Apart from the practice of spot fines being illegal and unconstitutional, motorists insisted that spot fines fuel corruption because of various reasons such as:
- The bribe money demanded by the police is often less than the gazetted traffic fines and motorists prefer paying bribes since that will be a huge saving on their part;
- The salaries of police officers are very low and they demand bribes to supplement their salaries;
- Motorists are time conscious and do not want to be inconvenienced and prefer paying bribes to drive hassle-free;
- Refusal to pay often leads to vehicles being impounded and taken to VID for mechanical checks;
- Motorists will not have the stipulated spot fines and therefore opt for a lesser amounts;
Mr. Obert Chinhamo, the Programmes Director of the Anti-Corruption Trust of Southern Africa castigated the Zimbabwe Republic Police for being hypocritical in the fight against corruption. “What amazes me is that the police pretends to be fighting corruption and crime on one side and on the other side they are promoting a practice that fuels corruption and criminality. Spot fines fuel corruption and the link is very clear. Legal experts have also spoken and said that spot fines are illegal and unconstitutional. A constitutional body such as the Zimbabwe Republic Police therefore should move away from anything that is illegal and unconstitutional. The insistence on spots fines is unconstitutional and therefore should be discontinued” he says.

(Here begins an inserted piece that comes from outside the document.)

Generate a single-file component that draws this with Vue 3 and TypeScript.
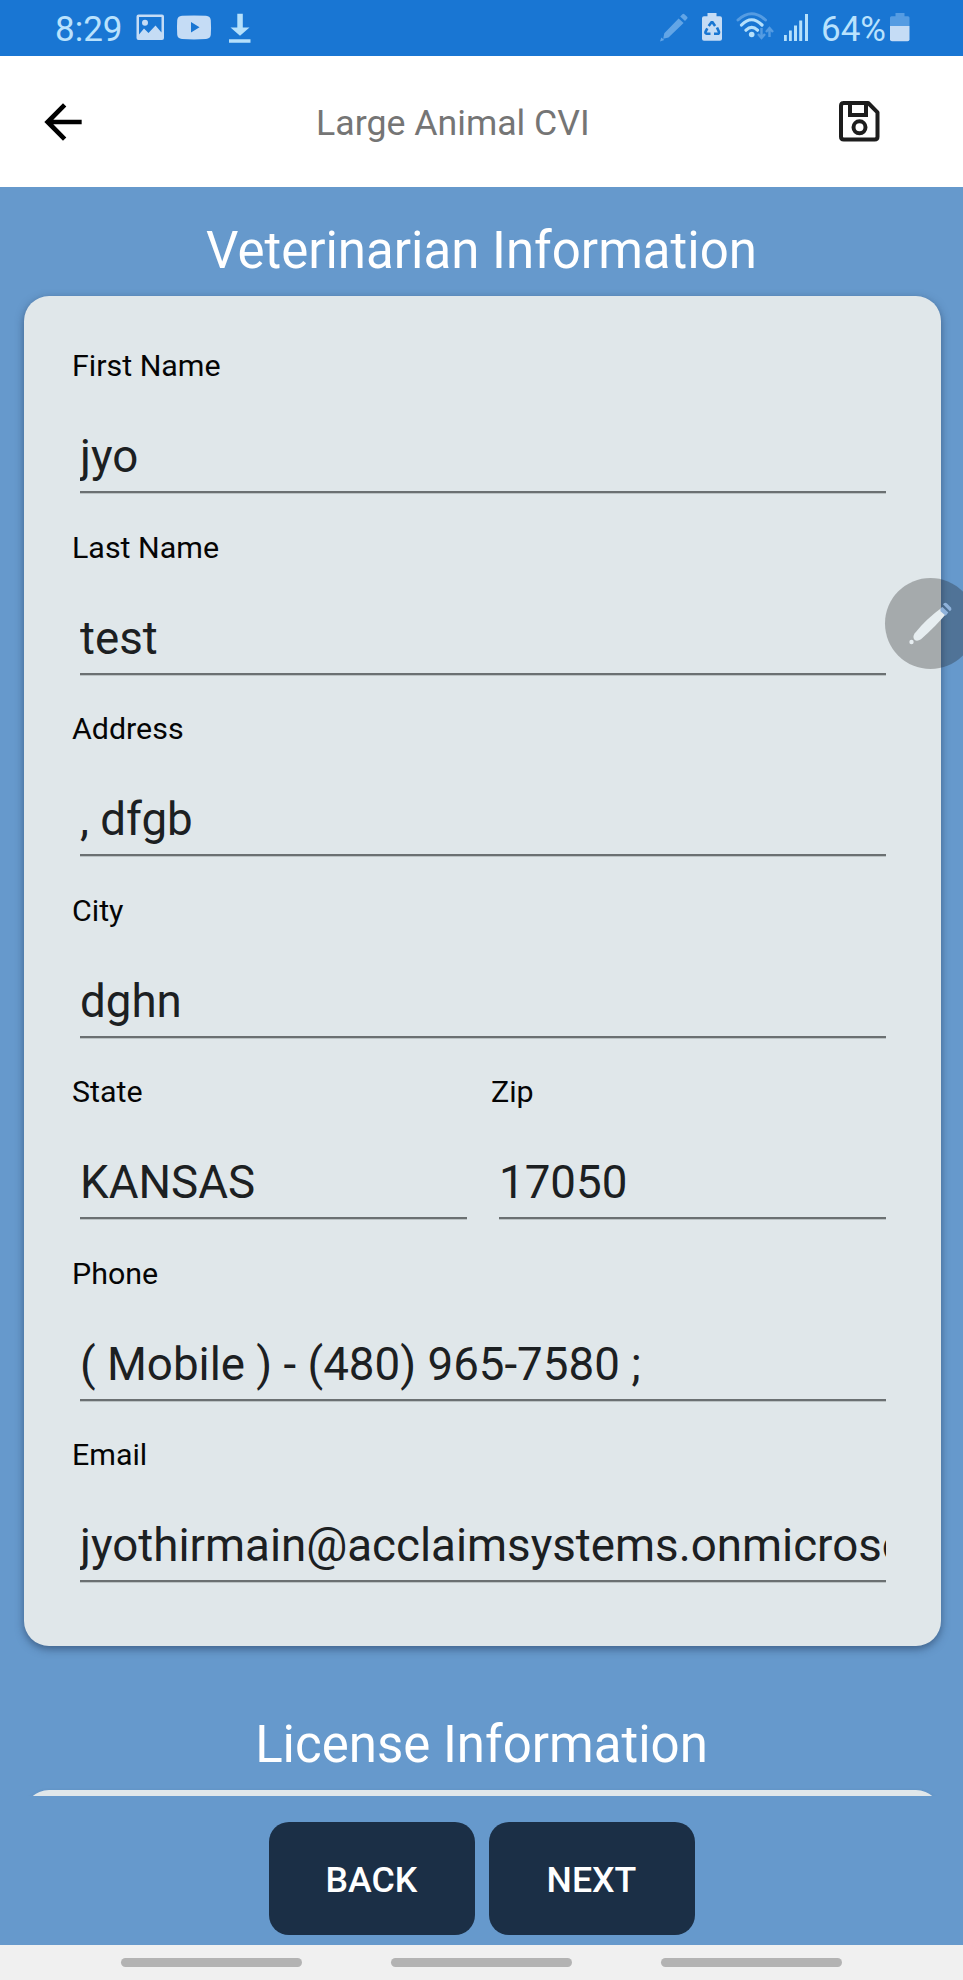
<script setup lang="ts">
interface Field {
  label: string
  value: string
}

const rows: Field[][] = [
  [{ label: 'First Name', value: 'jyo' }],
  [{ label: 'Last Name', value: 'test' }],
  [{ label: 'Address', value: ', dfgb' }],
  [{ label: 'City', value: 'dghn' }],
  [
    { label: 'State', value: 'KANSAS' },
    { label: 'Zip', value: '17050' },
  ],
  [{ label: 'Phone', value: '( Mobile ) - (480) 965-7580 ;' }],
  [{ label: 'Email', value: 'jyothirmain@acclaimsystems.onmicroso' }],
]
const actions: string[] = ['BACK', 'NEXT']
</script>

<template>
  <div class="screen">
    <div class="status">
      <span class="status-text">8:29</span>
      <svg class="ic-left" width="116" height="32" viewBox="0 0 116 32">
        <path fill="#c5dcf5" fill-rule="evenodd" d="M2.500 .500h23.500q2 0 2 2v21.500q0 2-2 2H2.500q-2 0-2-2V2.500q0-2 2-2zM3 3v17.500l5-6 4.500 4.500 7-7.500 6 7V3z" />
        <circle cx="9" cy="8.800" r="3" fill="#c5dcf5" />
        <path fill="#c5dcf5" fill-rule="evenodd" d="M46 1.800q12-.7 24 0 4.500.3 4.800 4.500.5 7.500 0 14.500-.4 3.800-4.800 4.200-12 .8-24 0-4.400-.4-4.800-4.200-.5-7.500 0-14.500.3-4.200 4.800-4.500zM55 8v10.600l8.500-5.300z" />
        <path fill="#b5e0fb" d="M101.300-.2h5.500v13.700h6.700L104 21.700l-9.500-8.200h6.800zM93 25.300h21.500v3.400H93z" />
      </svg>
      <svg class="ic-right" width="150" height="32" viewBox="0 0 150 32">
        <g fill="#62a5e6">
          <path d="M0 28.500l1.300-4 3 2.600zM4.300 20.200l14.300-14.800 5 4.700L8.500 24.600l-5.300 1.200z" />
          <path d="M20.200 3.600l2.200-2.300q1-1 2-.1l2.700 2.500q1 1 0 2l-2.100 2.200z" />
        </g>
        <path fill="#c5dcf5" d="M47.500 0h9v3.300h3.500q2 0 2 2v20.500q0 2-2 2H44q-2 0-2-2V5.300q0-2 2-2h3.500z" />
        <g fill="none" stroke="#1976d2" stroke-width="2.600">
          <path d="M48.700 13l2.800-3.800h1l2.600 3.800" />
          <path d="M57 14.500l2 4.500q.3 1.700-1.500 1.700h-3.500" />
          <path d="M50.500 20.700h-3.800q-1.700-.2-1.200-1.900l1.800-3.500" />
        </g>
        <g fill="none" stroke-linecap="round">
          <path stroke="#559ce2" stroke-width="3" d="M78 7Q91.500-5.500 105.500 7" />
          <path stroke="#b5e0fb" stroke-width="3.200" d="M81.500 12Q91.500 1.500 102 12M86 17.200Q91.800 11.500 97.500 17.200" />
        </g>
        <circle cx="91.700" cy="21.500" r="2.800" fill="#b5e0fb" />
        <path fill="none" stroke="#559ce2" stroke-width="2.400" d="M101.500 15v9M98 21l3.500 4 3.500-4M109.500 24v-8M106 19l3.500-4 3.500 4" />
        <path fill="#b5e0fb" d="M124 22h2.800v6H124zM129 17.500h2.800V28H129zM134 12.500h3V28h-3zM139.200 7.500h3V28h-3zM145 1h3v27h-3z" />
      </svg>
      <span class="status-text pct">64%</span>
      <svg class="batt" width="20" height="30" viewBox="0 0 20 30">
        <path fill="#559ce2" d="M5.500 0h9v3.300H18q1.500 0 1.500 1.500V13H0V4.800q0-1.500 1.500-1.500h4z" />
        <path fill="#c5dcf5" d="M0 13h19.500v13.200q0 2-2 2H2q-2 0-2-2z" />
      </svg>
    </div>

    <header class="bar">
      <svg class="back" width="56" height="56" viewBox="0 0 24 24">
        <path d="M20 11H7.830l5.590-5.590L12 4l-8 8 8 8 1.410-1.410L7.830 13H20z" />
      </svg>
      <h1 class="bar-title">Large Animal CVI</h1>
      <svg class="save" width="41" height="41" viewBox="0 0 41 41">
        <g fill="none" stroke="#1d1d1d" stroke-width="4">
          <path stroke-linejoin="round" d="M4.300 2h24.900l9.300 9.300v24.400q0 2.800-2.800 2.800H4.800Q2 38.500 2 35.700V4.800Q2 2 4.800 2z" />
          <path d="M11 2v12h16V2" />
          <circle cx="20.500" cy="26.300" r="6" />
        </g>
      </svg>
    </header>

    <main class="content">
      <h2 class="section first">Veterinarian Information</h2>
      <section class="card">
        <div v-for="(row, i) in rows" :key="i" class="row">
          <div v-for="f in row" :key="f.label" class="field">
            <div class="label">{{ f.label }}</div>
            <div class="value">{{ f.value }}</div>
          </div>
        </div>
      </section>
      <h2 class="section second">License Information</h2>
      <section class="card peek"></section>
    </main>

    <footer class="actions">
      <button v-for="a in actions" :key="a" class="btn">{{ a }}</button>
    </footer>
    <nav class="nav"><i v-for="n in 3" :key="n"></i></nav>

    <div class="fab">
      <svg width="91" height="91" viewBox="0 0 91 91">
        <path fill="#e6edf0" d="M57 29.500l5 5.300Q51 48 36 61.300q-4 2.600-6.500.5-2.300-2.600.3-6.500Q41 41 57 29.500z" />
        <path fill="#8fb2da" d="M55.500 30.600l2-1.600 5.800 5.500-2.600 3.300-5.200-4.500zM58 26.300q1.700-2.800 4-.8l4.200 4.200q1 2-1.300 3.600z" />
        <circle cx="26.500" cy="64" r="2.200" fill="#e6edf0" />
      </svg>
    </div>
  </div>
</template>

<style>
body {
  margin: 0;
  background: #6699cc;
}
</style>

<style scoped>
.screen {
  position: relative;
  width: 963px;
  height: 1980px;
  overflow: hidden;
  display: flex;
  flex-direction: column;
  background: #6699cc;
  font-family: Roboto, "Liberation Sans", sans-serif;
}
.status {
  flex: none;
  height: 56px;
  box-sizing: border-box;
  padding-left: 55px;
  display: flex;
  align-items: flex-start;
  background: #1976d3;
}
.status-text {
  width: 67px;
  font-size: 35px;
  line-height: 59px;
  color: #b9e2fd;
  white-space: nowrap;
}
.ic-left {
  margin: 14px 0 0 14px;
  overflow: visible;
}
.ic-right {
  margin: 13px 0 0 408px;
  overflow: visible;
}
.status-text.pct {
  margin-left: 11px;
}
.batt {
  margin: 13px 0 0 2px;
}
.bar {
  flex: none;
  height: 131px;
  display: flex;
  align-items: center;
  background: #fff;
}
.back {
  margin-left: 35px;
}
.bar-title {
  margin: 2px 0 0 225px;
  width: 523px;
  font-size: 35.700px;
  line-height: 42px;
  font-weight: 400;
  color: #757575;
}
.save {
  margin-bottom: 1px;
}
.content {
  flex: none;
  height: 1609px;
  overflow: hidden;
}
.section {
  margin: 0;
  font-size: 51px;
  line-height: 62px;
  font-weight: 400;
  color: #fff;
  text-align: center;
}
.first {
  padding: 33px 0 14px;
}
.second {
  padding: 68px 0 14px;
}
.card {
  box-sizing: border-box;
  margin: 0 22px 0 24px;
  height: 1350px;
  padding: 52px 55px 0 48px;
  border-radius: 25px;
  background: #e0e7ea;
  box-shadow: 0 3px 8px rgba(30, 50, 80, 0.55);
}
.card.peek {
  box-shadow: 0 3px 5px rgba(30, 50, 80, 0.3);
}
.row {
  height: 181.500px;
  display: flex;
  gap: 24px;
}
.field {
  flex: 1;
  min-width: 0;
}
.label {
  font-size: 30.400px;
  line-height: 36px;
  color: #050505;
}
.value {
  margin: 44px 0 0 8px;
  height: 63px;
  border-bottom: 2px solid #6b7072;
  box-shadow: 0 1px 0 rgba(107, 112, 114, 0.3);
  overflow: hidden;
  font-size: 45.700px;
  line-height: 58px;
  color: #1c2022;
  white-space: nowrap;
}
.actions {
  flex: none;
  height: 149px;
  display: flex;
  justify-content: center;
  align-items: flex-start;
  gap: 14px;
}
.btn {
  margin: 26px 0 0;
  padding: 3px 0 0;
  width: 206px;
  height: 113px;
  border: 0;
  border-radius: 20px;
  background: #1b2f46;
  color: #fff;
  font: 500 35.700px Roboto, "Liberation Sans", sans-serif;
}
.nav {
  flex: none;
  height: 35px;
  display: flex;
  justify-content: center;
  align-items: center;
  gap: 89px;
  background: #f0f0f0;
}
.nav i {
  width: 181px;
  height: 9px;
  border-radius: 5px;
  background: #b3b3b3;
}
.fab {
  position: absolute;
  left: 885px;
  top: 578px;
  width: 91px;
  height: 91px;
  border-radius: 50%;
  background: rgba(30, 30, 30, 0.3);
}
</style>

Motorists gave numerous recommendations. One key recommendation is that the ticketing system should be re-introduced. The re-introduction of the tickets will allow motorists to pay the fines within seven (7) days or face prosecution. Furthermore, motorists pointed out that police officers should not be allowed to receive cash at checkpoints but rather motorists should pay through the bank, Ecocash or at police stations. In addition, motorists recommended that spot fines should be discontinued considering that they are deemed to be not only illegal but they are unconstitutional.
Mr. Chaumba the Regional Coordinator of the Anti-Corruption Trust of Southern Africa warned the Zimbabwe Republic Police that it is fact losing its credibility because of its insistence on spot fines and harbouring bribe thirsty police officers. Furthermore, he indicated that police checkpoints are being used as cash cows by traffic police officers. “Traffic police are the richest among other sections within the police. That is clear indication that they have extra income from somewhere. I do not know when last lifestyle audits were carried out but I insist these should be carried out as a matter of urgency. I strongly urge the management of the police to carry out these audits since some police officers have accumulated wealth which they cannot justify. Also insistence on a practice that illegal and unconstitutional tarnishes the image of the police. ” he says.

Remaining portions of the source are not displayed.